Sent from my GT-S5830i using Tapatalk 2


----------



## darren636 (29 Jan 2014)

All cheap test kits are pretty hit and miss. Paper test strips are terrible. You can measure this yourself by performing a few tests per day- the results will probably vary quite a bit. Liquid test kits are 'better' but not great, due to the tech involved. If you feel that you need a test kit , get a liquid job.  all you really need is ammonia, nitrite and nitrate.   using a test kit will help you  if you don't have experience. But sooner or later they can be left behind.


----------



## ceg4048 (30 Jan 2014)

Test kits are never helpful at any time. They will lead you on the wrong path.

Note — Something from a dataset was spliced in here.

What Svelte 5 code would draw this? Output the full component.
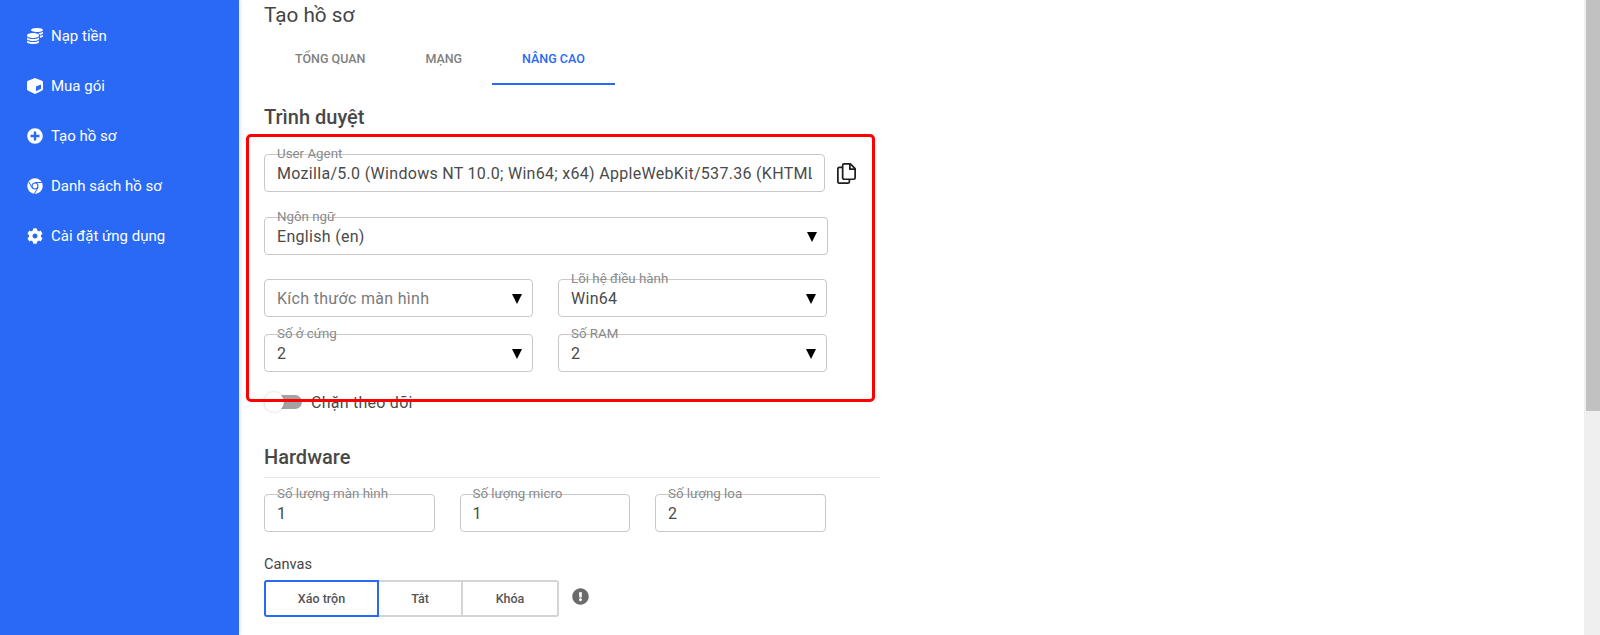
<script lang="ts">
	const nav = [
		{ label: 'Nạp tiền', icon: 'coins' },
		{ label: 'Mua gói', icon: 'cube' },
		{ label: 'Tạo hồ sơ', icon: 'plus' },
		{ label: 'Danh sách hồ sơ', icon: 'chrome' },
		{ label: 'Cài đặt ứng dụng', icon: 'cog' }
	];
	const paths: Record<string, string> = {
		coins:
			'M0 405.3V448c0 35.3 86 64 192 64s192-28.7 192-64v-42.7C342.7 434.4 267.2 448 192 448S41.3 434.4 0 405.3zM320 128c106 0 192-28.7 192-64S426 0 320 0 128 28.7 128 64s86 64 192 64zM0 300.4V352c0 35.3 86 64 192 64s192-28.7 192-64v-51.6c-41.3 34-116.9 51.6-192 51.6S41.3 334.4 0 300.4zm416 11c57.3-11.1 96-31.7 96-55.4v-42.7c-23.2 16.4-57.3 27.6-96 34.5v63.6zM192 160C86 160 0 195.8 0 240s86 80 192 80 192-35.8 192-80-86-80-192-80zm219.3 56.3c60-10.8 100.7-32 100.7-56.3v-42.7c-35.5 25.1-96.5 38.6-160.7 41.8 29.5 14.3 51.2 33.5 60 57.2z',
		cube: 'M239.1 6.3l-208 78c-18.7 7-31.1 25-31.1 45v225.1c0 18.2 10.3 34.8 26.5 42.9l208 104c13.5 6.8 29.4 6.8 42.9 0l208-104c16.3-8.1 26.5-24.8 26.5-42.9V129.3c0-20-12.4-37.9-31.1-44.9l-208-78C262 2.2 250 2.2 239.1 6.3zM288 424.4V275.5l160-65v133.9l-160 80z',
		plus: 'M256 8C119 8 8 119 8 256s111 248 248 248 248-111 248-248S393 8 256 8zm144 276c0 6.6-5.4 12-12 12h-92v92c0 6.6-5.4 12-12 12h-56c-6.6 0-12-5.4-12-12v-92h-92c-6.6 0-12-5.4-12-12v-56c0-6.6 5.4-12 12-12h92v-92c0-6.6 5.4-12 12-12h56c6.6 0 12 5.4 12 12v92h92c6.6 0 12 5.4 12 12v56z',
		cog: 'M487.4 315.7l-42.6-24.6c4.3-23.2 4.3-47 0-70.2l42.6-24.6c4.9-2.8 7.1-8.6 5.5-14-11.1-35.6-30-67.8-54.7-94.6-3.8-4.1-10-5.1-14.8-2.3L380.8 110c-17.9-15.4-38.5-27.3-60.8-35.1V25.8c0-5.6-3.9-10.5-9.4-11.7-36.7-8.2-74.3-7.8-109.2 0-5.5 1.2-9.4 6.1-9.4 11.7V75c-22.2 7.9-42.8 19.8-60.8 35.1L88.7 85.5c-4.9-2.8-11-1.9-14.8 2.3-24.7 26.7-43.6 58.9-54.7 94.6-1.7 5.4.6 11.2 5.5 14L67.3 221c-4.3 23.2-4.3 47 0 70.2l-42.6 24.6c-4.9 2.8-7.1 8.6-5.5 14 11.1 35.6 30 67.8 54.7 94.6 3.8 4.1 10 5.1 14.8 2.3l42.6-24.6c17.9 15.4 38.5 27.3 60.8 35.1v49.2c0 5.6 3.9 10.5 9.4 11.7 36.7 8.2 74.3 7.8 109.2 0 5.5-1.2 9.4-6.1 9.4-11.7v-49.2c22.2-7.9 42.8-19.8 60.8-35.1l42.6 24.6c4.9 2.8 11 1.9 14.8-2.3 24.7-26.7 43.6-58.9 54.7-94.6 1.5-5.5-.7-11.3-5.6-14.1zM256 336c-44.1 0-80-35.9-80-80s35.9-80 80-80 80 35.9 80 80-35.9 80-80 80z'
	};
	const tabs = ['Tổng quan', 'Mạng', 'Nâng cao'];
	const userAgent = 'Mozilla/5.0 (Windows NT 10.0; Win64; x64) AppleWebKit/537.36 (KHTML, like Gecko)';
</script>

<div class="page">
	<aside class="sidebar">
		{#each nav as item}
			<div class="nav-item">
				<svg class="nav-icon" viewBox="0 0 512 512" fill="#fff">
					{#if item.icon === 'chrome'}
						<circle cx="256" cy="256" r="248" />
						<circle cx="256" cy="256" r="95" fill="none" stroke="#2969f6" stroke-width="36" />
						<path d="M256 143 H470 M158 312 L62 128 M352 312 L236 500" fill="none" stroke="#2969f6" stroke-width="32" />
					{:else}
						<path d={paths[item.icon]} />
					{/if}
				</svg>
				<span>{item.label}</span>
			</div>
		{/each}
	</aside>

	<main class="content">
		<h2 class="page-title">Tạo hồ sơ</h2>

		<div class="tabs">
			{#each tabs as tab, i}
				<div class="tab" class:active={i === 2}>{tab}</div>
			{/each}
		</div>

		<h3 class="section browser">Trình duyệt</h3>

		<div class="row ua-row">
			<div class="field ua">
				<span class="legend">User Agent</span>
				<input class="value ua-input" readonly value={userAgent} />
			</div>
			<svg class="copy" viewBox="0 0 24 24" fill="none" stroke="#1d1d1d" stroke-width="1.8" stroke-linejoin="round">
				<path d="M8 5.5H4.5a1.5 1.5 0 0 0-1.5 1.5v13.5A1.5 1.5 0 0 0 4.5 22h9a1.5 1.5 0 0 0 1.5-1.5V18" />
				<path d="M8 3.5A1.5 1.5 0 0 1 9.5 2H16l5 5v9.5a1.5 1.5 0 0 1-1.5 1.5h-10A1.5 1.5 0 0 1 8 16.5z" />
				<path d="M15.5 2v5.5H21" />
			</svg>
		</div>

		<div class="field lang">
			<span class="legend">Ngôn ngữ</span>
			<span class="value">English (en)</span>
			<span class="caret"></span>
		</div>

		<div class="grid-2 first">
			<div class="field">
				<span class="value muted">Kích thước màn hình</span>
				<span class="caret"></span>
			</div>
			<div class="field">
				<span class="legend">Lõi hệ điều hành</span>
				<span class="value">Win64</span>
				<span class="caret"></span>
			</div>
		</div>
		<div class="grid-2 second">
			<div class="field">
				<span class="legend">Số ở cứng</span>
				<span class="value">2</span>
				<span class="caret"></span>
			</div>
			<div class="field">
				<span class="legend">Số RAM</span>
				<span class="value">2</span>
				<span class="caret"></span>
			</div>
		</div>

		<div class="toggle-row">
			<span class="toggle"><span class="knob"></span></span>
			<span class="toggle-label">Chặn theo dõi</span>
		</div>

		<h3 class="section hardware">Hardware</h3>

		<div class="grid-3">
			<div class="field">
				<span class="legend">Số lượng màn hình</span>
				<span class="value">1</span>
			</div>
			<div class="field">
				<span class="legend">Số lượng micro</span>
				<span class="value">1</span>
			</div>
			<div class="field">
				<span class="legend">Số lượng loa</span>
				<span class="value">2</span>
			</div>
		</div>

		<div class="canvas-label">Canvas</div>
		<div class="canvas-row">
			<div class="btn-group">
				<button class="on">Xáo trộn</button>
				<button class="mid">Tắt</button>
				<button class="last">Khóa</button>
			</div>
			<svg class="info" viewBox="0 0 512 512" fill="#6b6b6b">
				<path d="M504 256c0 137-111 248-248 248S8 393 8 256 119 8 256 8s248 111 248 248zm-248 50c-25.4 0-46 20.6-46 46s20.6 46 46 46 46-20.6 46-46-20.6-46-46-46zm-43.7-165.3l7.4 136c.3 6.4 5.6 11.3 12 11.3h48.5c6.4 0 11.6-5 12-11.3l7.4-136c.4-6.9-5.1-12.7-12-12.7h-63.4c-6.9 0-12.4 5.8-12 12.7z" />
			</svg>
		</div>
	</main>

	<div class="scrollbar"><div class="thumb"></div></div>

	<!-- annotation drawn over the screenshot -->
	<div class="highlight"></div>
</div>

<style>
	:global(body) {
		margin: 0;
		overflow: hidden;
		background: #fff;
	}

	.page {
		position: relative;
		display: flex;
		height: 635px;
		overflow: hidden;
		font-family: Roboto, 'Liberation Sans', sans-serif;
		color: #3d3d3d;
	}

	.sidebar {
		width: 239px;
		flex: none;
		background: #2969f6;
		padding-top: 11px;
		box-sizing: border-box;
		box-shadow: 1px 0 4px rgba(0, 0, 0, 0.12);
	}

	.nav-item {
		display: flex;
		align-items: center;
		height: 50px;
		padding-left: 27px;
		color: #fff;
		font-size: 15px;
		font-weight: 400;
	}

	.nav-icon {
		width: 16px;
		height: 16px;
		margin-right: 8px;
	}

	.content {
		flex: 1;
		padding: 0 0 0 25px;
		min-width: 0;
	}

	.page-title {
		margin: 2px 0 0;
		font-size: 20.7px;
		line-height: 26px;
		font-weight: 400;
		color: #444;
	}

	.tabs {
		display: flex;
		margin: 11px 0 0 1px;
		height: 46px;
	}

	.tab {
		padding: 0 30px;
		font-size: 12.5px;
		font-weight: 500;
		line-height: 40px;
		text-transform: uppercase;
		color: #808080;
		box-sizing: border-box;
		border-bottom: 2px solid transparent;
	}

	.tab.active {
		color: #2969f6;
		border-bottom-color: #2969f6;
	}

	.section {
		margin: 0;
		font-size: 20px;
		font-weight: 500;
		line-height: 26px;
		color: #484848;
	}

	.browser {
		margin-top: 19px;
	}

	.row {
		display: flex;
		align-items: center;
	}

	.ua-row {
		margin-top: 24px;
	}

	.field {
		position: relative;
		height: 38px;
		box-sizing: border-box;
		border: 1px solid #c8c8c8;
		border-radius: 4px;
		display: flex;
		align-items: center;
		padding: 0 12px;
	}

	.ua {
		width: 561px;
	}

	.lang {
		width: 564px;
		margin-top: 25px;
	}

	.legend {
		position: absolute;
		left: 12px;
		top: -9px;
		font-size: 13.33px;
		line-height: 16px;
		color: #8a8a8a;
	}

	.value {
		font-size: 16px;
		line-height: 20px;
		color: #4a4a4a;
		margin-top: 2px;
		letter-spacing: 0.3px;
	}

	.ua-input {
		flex: 1;
		min-width: 0;
		padding: 0;
		border: none;
		outline: none;
		background: transparent;
		font-family: inherit;
	}

	.muted {
		color: #7a7a7a;
	}

	.caret {
		position: absolute;
		right: 10px;
		top: 14px;
		width: 0;
		height: 0;
		border-left: 5px solid transparent;
		border-right: 5px solid transparent;
		border-top: 10px solid #000;
	}

	.copy {
		width: 23px;
		height: 23px;
		margin-left: 10px;
	}

	.grid-2 {
		display: grid;
		grid-template-columns: 269px 269px;
		column-gap: 25px;
	}

	.first {
		margin-top: 24px;
	}

	.second {
		margin-top: 17px;
	}

	.toggle-row {
		display: flex;
		align-items: center;
		margin-top: 20px;
		height: 20px;
	}

	.toggle {
		position: relative;
		width: 38px;
		height: 14px;
		background: #a3a3a3;
		border-radius: 7px;
	}

	.knob {
		position: absolute;
		left: 0;
		top: -3px;
		width: 20px;
		height: 20px;
		background: #fff;
		border-radius: 50%;
		box-shadow: 0 0 3px rgba(0, 0, 0, 0.2);
	}

	.toggle-label {
		margin-left: 9px;
		font-size: 16px;
		letter-spacing: 0.25px;
		color: #4a4a4a;
	}

	.hardware {
		margin-top: 32px;
		padding-bottom: 7px;
		width: 616px;
		border-bottom: 1px solid #e5e5e5;
	}

	.grid-3 {
		display: grid;
		grid-template-columns: repeat(3, 170.5px);
		column-gap: 25px;
		margin-top: 16px;
	}

	.canvas-label {
		margin-top: 23px;
		font-size: 14.6px;
		line-height: 18px;
		color: #444;
	}

	.canvas-row {
		display: flex;
		align-items: center;
		margin-top: 7px;
	}

	.btn-group {
		display: flex;
		height: 37px;
	}

	button {
		font-family: inherit;
		font-size: 12.5px;
		font-weight: 500;
		color: #555;
		background: #fff;
		border: 2px solid #d4d4d4;
		padding: 0;
		box-sizing: border-box;
	}

	.on {
		width: 115px;
		border-color: #2969f6;
		border-radius: 3px 0 0 3px;
	}

	.mid {
		width: 84px;
		border-left: none;
	}

	.last {
		width: 96px;
		border-left: none;
		border-radius: 0 3px 3px 0;
	}

	.info {
		width: 17px;
		height: 17px;
		margin: -4px 0 0 13px;
	}

	.scrollbar {
		width: 16px;
		flex: none;
		background: #efefef;
		padding-left: 2px;
		box-sizing: border-box;
	}

	.thumb {
		height: 411px;
		background: #c1c1c1;
	}

	.highlight {
		position: absolute;
		left: 246px;
		top: 134px;
		width: 629px;
		height: 268px;
		box-sizing: border-box;
		border: 3px solid #f00;
		border-radius: 5px;
		pointer-events: none;
	}
</style>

OP is advised to throw away the test kit now and do not replace them. This is the path to freedom.

Cheers,


----------



## mitchelllawson (30 Jan 2014)

the only reason i bought it was to give me a rough idea of my parameters as i want to start keeping crs and i know due to.them being a mutation they are very picky of their water conditions and i didnt want to spend loads of money on shrimp for them all to die. thank you both for your input, i wont be buying anymore test kits, instead ill just buy a few shrimp at a time and drip water in the bag over a longer period of time before releasing them and see how they do

Sent from my GT-S5830i using Tapatalk 2


----------



## darren636 (30 Jan 2014)

United utilities should give your postcode area a rough idea about your water quality.


----------



## mitchelllawson (30 Jan 2014)

thanks darren

Sent from my GT-S5830i using Tapatalk 2


----------